Pengelolaan aset daerah berbasis SIG bukan sekadar inovasi teknis, tetapi langkah strategis menuju tata kelola pemerintahan yang lebih transparan, akuntabel, dan efisien. Dengan menggabungkan data spasial dan atribut dalam satu sistem terintegrasi, pemerintah daerah dapat:

  • Memetakan seluruh aset secara akurat dan real-time.
  • Mengidentifikasi kebutuhan pemeliharaan berdasarkan kondisi riil.
  • Menyusun prioritas anggaran yang adil dan berbasis data.
  • Meningkatkan efisiensi operasional lintas OPD.
  • Meningkatkan kepercayaan publik melalui transparansi informasi aset.

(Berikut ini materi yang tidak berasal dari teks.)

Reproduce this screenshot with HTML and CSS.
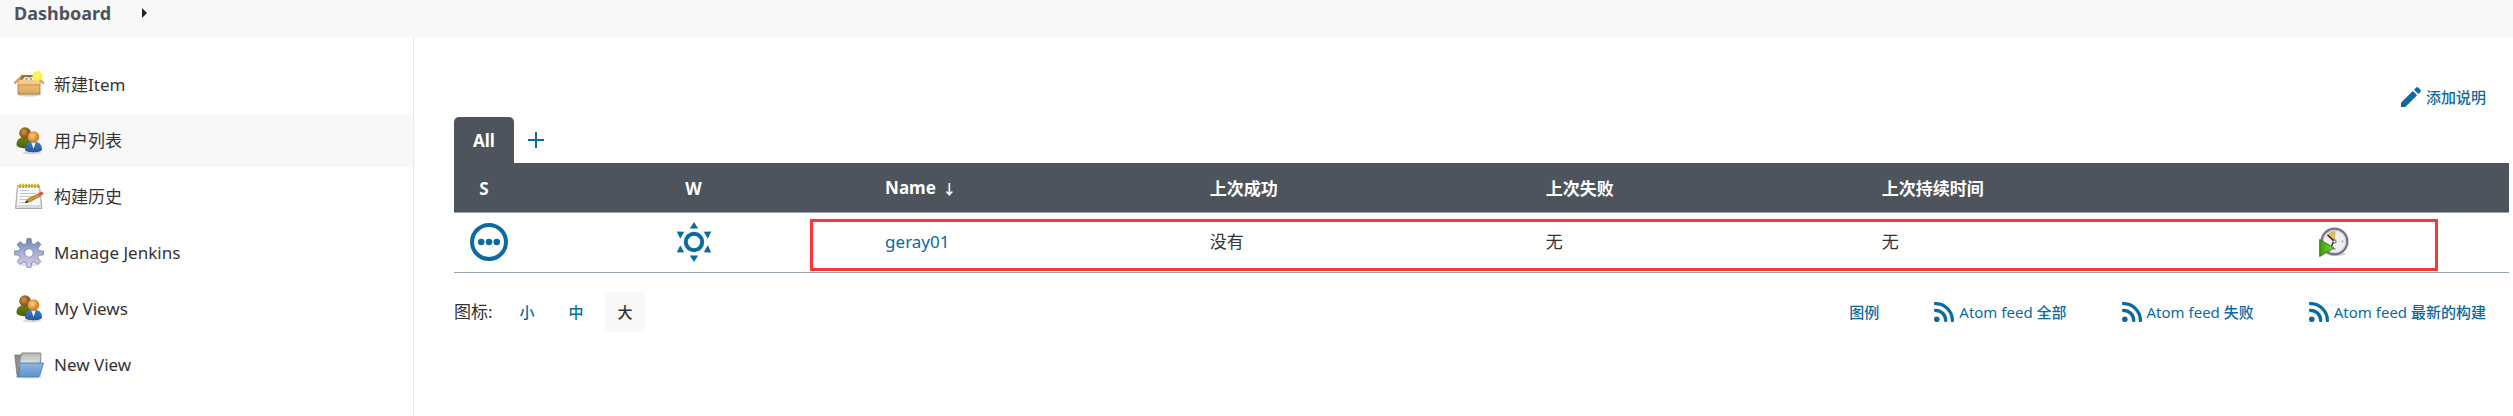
FILE: index.html
```html
<!DOCTYPE html>
<html lang="zh-CN">
<head>
<meta charset="utf-8">
<title>Dashboard [Jenkins]</title>
<link rel="stylesheet" href="styles.css">
</head>
<body>
<svg class="defs" aria-hidden="true">
  <defs>
    <linearGradient id="box" x1="0" y1="0" x2="0" y2="1"><stop offset="0" stop-color="#cf9548"/><stop offset=".5" stop-color="#e5b672"/><stop offset="1" stop-color="#dba65b"/></linearGradient>
    <radialGradient id="glow"><stop offset="0" stop-color="#fffde0"/><stop offset=".35" stop-color="#fff04a"/><stop offset=".7" stop-color="#fdf03a"/><stop offset="1" stop-color="#fdf03a" stop-opacity="0"/></radialGradient>
    <radialGradient id="brown" cx=".4" cy=".4"><stop offset="0" stop-color="#cf9544"/><stop offset="1" stop-color="#81521a"/></radialGradient>
    <radialGradient id="orange" cx=".4" cy=".4"><stop offset="0" stop-color="#ffd08c"/><stop offset="1" stop-color="#d6811b"/></radialGradient>
    <linearGradient id="green" x1="0" y1="0" x2="0" y2="1"><stop offset="0" stop-color="#6c8418"/><stop offset="1" stop-color="#4a5c08"/></linearGradient>
    <linearGradient id="blue" x1="0" y1="0" x2="0" y2="1"><stop offset="0" stop-color="#3c7cc6"/><stop offset="1" stop-color="#2a569a"/></linearGradient>
    <linearGradient id="gear" x1="0" y1="0" x2="0" y2="1"><stop offset="0" stop-color="#6e86b4"/><stop offset=".5" stop-color="#a9b0d4"/><stop offset="1" stop-color="#d8cfe8"/></linearGradient>
    <linearGradient id="paper" x1="0" y1="0" x2="0" y2="1"><stop offset="0" stop-color="#b4b4b4"/><stop offset="1" stop-color="#f2f2f2"/></linearGradient>
    <linearGradient id="folder" x1="0" y1="0" x2="0" y2="1"><stop offset="0" stop-color="#8fb6e0"/><stop offset="1" stop-color="#5e93cf"/></linearGradient>
    <linearGradient id="play" x1="0" y1="0" x2="1" y2="0"><stop offset="0" stop-color="#3d970d"/><stop offset="1" stop-color="#83dc38"/></linearGradient>
    <symbol id="i-rss" viewBox="0 0 20 20"><circle cx="2.8" cy="17.2" r="2.8" fill="currentColor"/><path d="M1.5 8.3A10.2 10.2 0 0 1 11.700 18.500M1.500 1.600A16.900 16.900 0 0 1 18.400 18.500" fill="none" stroke="currentColor" stroke-width="3.300" stroke-linecap="round"/></symbol>
    <symbol id="i-people" viewBox="0 0 30 30">
      <ellipse cx="18" cy="26.500" rx="9" ry="1.800" fill="#000" opacity=".15"/>
      <path d="M2.500 19c0-4.500 2-7 5.500-7.500h6c3 1 4 4 4 9-2 2.500-14 2.500-15.500-1.500z" fill="url(#green)"/>
      <circle cx="11" cy="7" r="5.800" fill="url(#brown)"/>
      <path d="M11 24c0-4.500 2-7.500 6-8h5c4 .5 6 3.500 6 8-1.500 3-15.500 3-17 0z" fill="url(#blue)"/>
      <path d="M17.300 16.500h4.400l-2.200 6.500z" fill="#eef4fb"/>
      <circle cx="19.500" cy="11" r="5.800" fill="url(#orange)"/>
    </symbol>
  </defs>
</svg>

<nav class="crumbs" aria-label="Breadcrumb">
  <a href="#">Dashboard</a>
  <svg class="crumb-arrow" viewBox="0 0 6 10"><path d="M0 0l5 5-5 5z" fill="#222"/></svg>
</nav>

<div class="page">
  <nav class="side">
    <a class="task" href="#">
      <svg class="task-icon" viewBox="0 0 30 30"><ellipse cx="15" cy="24.500" rx="12" ry="2" fill="#000" opacity=".18"/><path d="M8 5h15l3 7H4z" fill="#b98444"/><path d="M8 5h15l1 4H7z" fill="#9d6c30"/><path d="M9 9q2-3 4-2t4 0 5 2v3H9z" fill="#efece6"/><circle cx="12.500" cy="9" r="1" fill="#8b8b8b"/><circle cx="17" cy="9" r="1" fill="#8b8b8b"/><path d="M4 11h22v13H4z" fill="url(#box)" stroke="#ad7227" stroke-width=".8"/><path d="M5 10h20l2.500 4H2.500z" fill="#f0cb92"/><path d="M8 5L4 11.500 1 14 0 12.500zM22 5l4 6.500 3.500 2.500.5-1.500z" fill="#dba866" stroke="#b37a35" stroke-width=".5"/><circle cx="23.500" cy="6" r="5.800" fill="url(#glow)"/></svg>
      <span>新建Item</span></a>
    <a class="task task-current" href="#"><svg class="task-icon"><use href="#i-people"/></svg><span>用户列表</span></a>
    <a class="task" href="#">
      <svg class="task-icon" viewBox="0 0 30 30"><path d="M3.500 3.500h22l2.500 23H1.500z" fill="#dadada" stroke="#9b9b9b" stroke-width=".8"/><path d="M4.500 5h20l1.800 18H3z" fill="#fafafa"/><path d="M6 8.500h9M6 11.500h16M5.500 14.500h14M5.500 17.500h8M5 20.500h7" stroke="#bdbdbd" stroke-width=".9"/><path d="M5 3.500h20" stroke="#d9bd2e" stroke-width="3.500" stroke-dasharray="2 1"/><path d="M5 5h20" stroke="#8a7718" stroke-width="1" stroke-dasharray="2 1"/><path d="M11.500 20.500l2.500-3.500 11-5.500 1.500 2.500-11.500 6z" fill="#d99b31" stroke="#7a501a" stroke-width=".7"/><path d="M11 21l1.700-2.700 1.600 1.700z" fill="#222"/><path d="M24.500 11l3-1.500q2 .5 2 2.500L26.500 14z" fill="#df5050"/></svg>
      <span>构建历史</span></a>
    <a class="task" href="#">
      <svg class="task-icon" viewBox="0 0 30 30"><ellipse cx="15" cy="26" rx="10" ry="2.500" fill="#000" opacity=".12"/><path fill-rule="evenodd" d="M12.300 5.500L13 .6h4l.7 4.900 2.400 1 4-2.900 2.800 2.800-3 4 1 2.400 4.700.3v3.800l-4.700.3-1 2.400 3 4-2.800 2.800-4-2.900-2.400 1-.7 4.900h-4l-.7-4.900-2.400-1-4 2.900-2.800-2.800 3-4-1-2.400L.4 16.900v-3.800l4.700-.3 1-2.400-3-4 2.800-2.800 4 2.900zM15 10.800a4.200 4.200 0 1 0 0 8.400 4.200 4.200 0 0 0 0-8.400z" fill="url(#gear)" stroke="#6676a0" stroke-width=".7"/></svg>
      <span>Manage Jenkins</span></a>
    <a class="task" href="#"><svg class="task-icon"><use href="#i-people"/></svg><span>My Views</span></a>
    <a class="task" href="#">
      <svg class="task-icon" viewBox="0 0 30 30"><ellipse cx="15" cy="27" rx="13" ry="1.500" fill="#000" opacity=".2"/><path d="M.8 5h6l1-2h19v8l-3 14.500H3z" fill="#8e8e8e" stroke="#6f6f6f" stroke-width=".7"/><path d="M8 3.200h19l-1.500 14H4.500z" fill="url(#paper)" stroke="#8d8d8d" stroke-width=".5"/><path d="M9 7h15M8.500 9h15" stroke="#c9c9c9" stroke-width=".7"/><path d="M6 13h23.500l-3.700 12.500q-.5 1.300-2 1.300H2.800q2.200-1 2.400-5z" fill="url(#folder)" stroke="#3f74b3" stroke-width=".8"/></svg>
      <span>New View</span></a>
  </nav>

  <main class="main">
    <div class="describe">
      <a class="link" href="#"><svg class="small-icon" viewBox="0 0 20 20"><path d="M0 20v-4.300L11.800 3.900l4.300 4.300L4.300 20zM13 2.700L15 .7q1.200-1.200 2.400 0l1.900 1.900q1.200 1.200 0 2.400l-2 2z" fill="currentColor"/></svg><b>添加说明</b></a>
    </div>

    <div class="tabs">
      <a class="tab" href="#">All</a>
      <a class="tab-add" href="#" aria-label="New View"><svg viewBox="0 0 16 16"><path d="M8 0v16M0 8h16" stroke="currentColor" stroke-width="2"/></svg></a>
    </div>

    <div class="jobs">
      <table class="job-table">
        <colgroup><col class="c-status"><col class="c-weather"><col class="c-name"><col class="c-run"><col class="c-run"><col class="c-duration"><col></colgroup>
        <thead>
          <tr><th><span class="head-s">S</span></th><th><span class="head-w">W</span></th><th>Name <span class="sort">↓</span></th><th>上次成功</th><th>上次失败</th><th>上次持续时间</th><th></th></tr>
        </thead>
        <tbody>
          <tr>
            <td><svg class="state-icon" viewBox="0 0 38 38" fill="currentColor"><circle cx="19" cy="19" r="17" fill="none" stroke="currentColor" stroke-width="4"/><circle cx="11.200" cy="19" r="3.300"/><circle cx="19" cy="19" r="3.300"/><circle cx="26.800" cy="19" r="3.300"/></svg></td>
            <td><svg class="weather-icon" viewBox="0 0 36 40" fill="currentColor"><circle cx="18" cy="20" r="8.200" fill="none" stroke="currentColor" stroke-width="4"/><path d="M18 0l4.200 6.500h-8.400zM18 40l4.200-6.500h-8.400zM.8 9.500l7.400.2-4 7zM35.200 9.500l-7.400.2 4 7zM.8 30.500l7.400-.2-4-7zM35.200 30.500l-7.400-.2 4-7z"/></svg></td>
            <td><a href="#">geray01</a></td>
            <td>没有</td>
            <td>无</td>
            <td>无</td>
            <td><button class="build" aria-label="Build"><svg viewBox="0 0 30 30"><ellipse cx="17" cy="27" rx="10" ry="2" fill="#000" opacity=".15"/><circle cx="15.500" cy="14.500" r="12.800" fill="#eeeeea" stroke="#77758f" stroke-width="2.400"/><circle cx="15.500" cy="14.500" r="11.200" fill="none" stroke="#c4c4cf" stroke-width=".8"/><path d="M15.500 14.500L8.500 8q3-4 7.500-3.500z" fill="#e0bd58" stroke="#b99a47" stroke-width=".5"/><path d="M8.500 8l6.500 6-2.500 5" fill="none" stroke="#222" stroke-width="1.400"/><circle cx="15.500" cy="14.500" r="1.600" fill="#fff" stroke="#333" stroke-width=".8"/><circle cx="23.500" cy="14.500" r="1" fill="#aaa"/><circle cx="15.500" cy="22" r="1" fill="#888"/><path d="M.7 12.500L15 21 .7 29.500z" fill="url(#play)" stroke="#2c760b" stroke-width=".9"/></svg></button></td>
          </tr>
        </tbody>
      </table>
      <div class="highlight"></div>
    </div>

    <div class="foot">
      <div class="sizes"><span class="sizes-label">图标:</span><a class="size" href="#">小</a><a class="size" href="#">中</a><span class="size size-current">大</span></div>
      <div class="feeds">
        <a class="link" href="#"><b>图例</b></a>
        <a class="link" href="#"><svg class="small-icon"><use href="#i-rss"/></svg><span>Atom feed <b>全部</b></span></a>
        <a class="link" href="#"><svg class="small-icon"><use href="#i-rss"/></svg><span>Atom feed <b>失败</b></span></a>
        <a class="link" href="#"><svg class="small-icon"><use href="#i-rss"/></svg><span>Atom feed <b>最新的构建</b></span></a>
      </div>
    </div>
  </main>
</div>
</body>
</html>
```
FILE: styles.css
```css
* { box-sizing: border-box; }
body {
  margin: 0;
  min-height: 100vh;
  display: flex;
  flex-direction: column;
  background: #fff;
  color: #333;
  font: 17px/24px "Noto Sans", "Noto Sans CJK SC", sans-serif;
}
a { color: #0b6aa2; text-decoration: none; }
svg { display: block; flex: none; }
.defs { position: absolute; width: 0; height: 0; }

.crumbs {
  display: flex;
  align-items: center;
  gap: 31px;
  padding: 0 14px 12px;
  height: 37px;
  background: #f8f8f8;
}
.crumbs a { color: #4d545d; font-weight: 700; font-size: 18px; }
.crumb-arrow { width: 6px; height: 10px; }

.page { display: flex; flex: 1; }
.side {
  width: 414px;
  flex: none;
  display: flex;
  flex-direction: column;
  gap: 4px;
  padding-top: 22px;
  border-right: 1px solid #eaeaea;
}
.task {
  display: flex;
  align-items: center;
  gap: 10px;
  padding: 0 14px 1px;
  height: 52px;
  color: #333;
}
.task-current { background: #f8f8f8; }
.task-icon { width: 30px; height: 30px; }

.main { flex: 1; min-width: 0; padding: 48px 4px 0 40px; }
.link {
  display: flex;
  align-items: center;
  gap: 5px;
  font-size: 15px;
}
.link b { font-weight: 500; }
.small-icon { width: 20px; height: 20px; }
.describe { display: flex; justify-content: flex-end; padding-right: 23px; }

.tabs { display: flex; align-items: center; gap: 14px; margin-top: 8px; }
.tab {
  padding: 12px 19px 10px;
  border-radius: 5px 5px 0 0;
  background: #4d545d;
  color: #fff;
  font-weight: 700;
}
.tab-add svg { width: 16px; height: 16px; }

.jobs { position: relative; }
.job-table { width: 100%; table-layout: fixed; border-collapse: collapse; text-align: left; }
.job-table th, .job-table td { padding: 0 0 0 16px; border-bottom: 1px solid #98a6b0; }
.job-table th { height: 49px; padding-top: 3px; background: #4d545d; color: #fff; font-weight: 700; }
.job-table td { height: 60px; padding-bottom: 1px; }
.job-table td svg { color: #0b6aa2; }
.c-status { width: 10%; }
.c-weather { width: 10.2%; }
.c-name { width: 15.8%; }
.c-run { width: 16.35%; }
.c-duration { width: 21.3%; }
.head-s, .head-w { display: block; width: 28px; text-align: center; }
.head-w { width: 36px; }
.sort { margin-left: 2px; font-size: 14px; }
.state-icon { width: 38px; height: 38px; }
.weather-icon { width: 36px; height: 40px; }
.build { display: block; padding: 0; border: 0; background: none; }
.build svg { width: 30px; height: 30px; }
.highlight {
  position: absolute;
  top: 56px;
  right: 71px;
  bottom: 2px;
  left: 356px;
  border: 3px solid #fb3838;
  pointer-events: none;
}

.foot { display: flex; justify-content: space-between; align-items: center; padding: 19px 23px 0 0; }
.sizes, .feeds { display: flex; align-items: center; }
.sizes { gap: 8px; }
.sizes-label { margin-right: 6px; }
.size {
  width: 41px;
  padding: 8px 0;
  border-radius: 5px;
  text-align: center;
  font-size: 15px;
  font-weight: 500;
}
.size-current { background: #f8f8f8; }
.feeds { gap: 55px; }
```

Masa depan manajemen aset berbasis spasial akan semakin didorong oleh:

  • Integrasi Artificial Intelligence (AI) untuk prediksi kerusakan dan optimasi siklus aset.
  • Teknologi sensor dan Internet of Things (IoT) untuk pemantauan otomatis.
  • Big Data dan Cloud GIS untuk analisis skala besar dan kolaborasi antarwilayah.
  • Partisipasi masyarakat melalui Mobile GIS dan laporan warga, menjadikan publik sebagai bagian dari sistem pemantauan aset.

Pada akhirnya, SIG adalah alat, tetapi dampaknya bergantung pada bagaimana teknologi ini diadopsi dan dimanfaatkan dalam kebijakan dan pelayanan publik. Dengan komitmen politik, penguatan kelembagaan, dan investasi SDM, pengelolaan aset berbasis spasial akan menjadi fondasi kuat bagi pembangunan daerah yang berkelanjutan dan inklusif.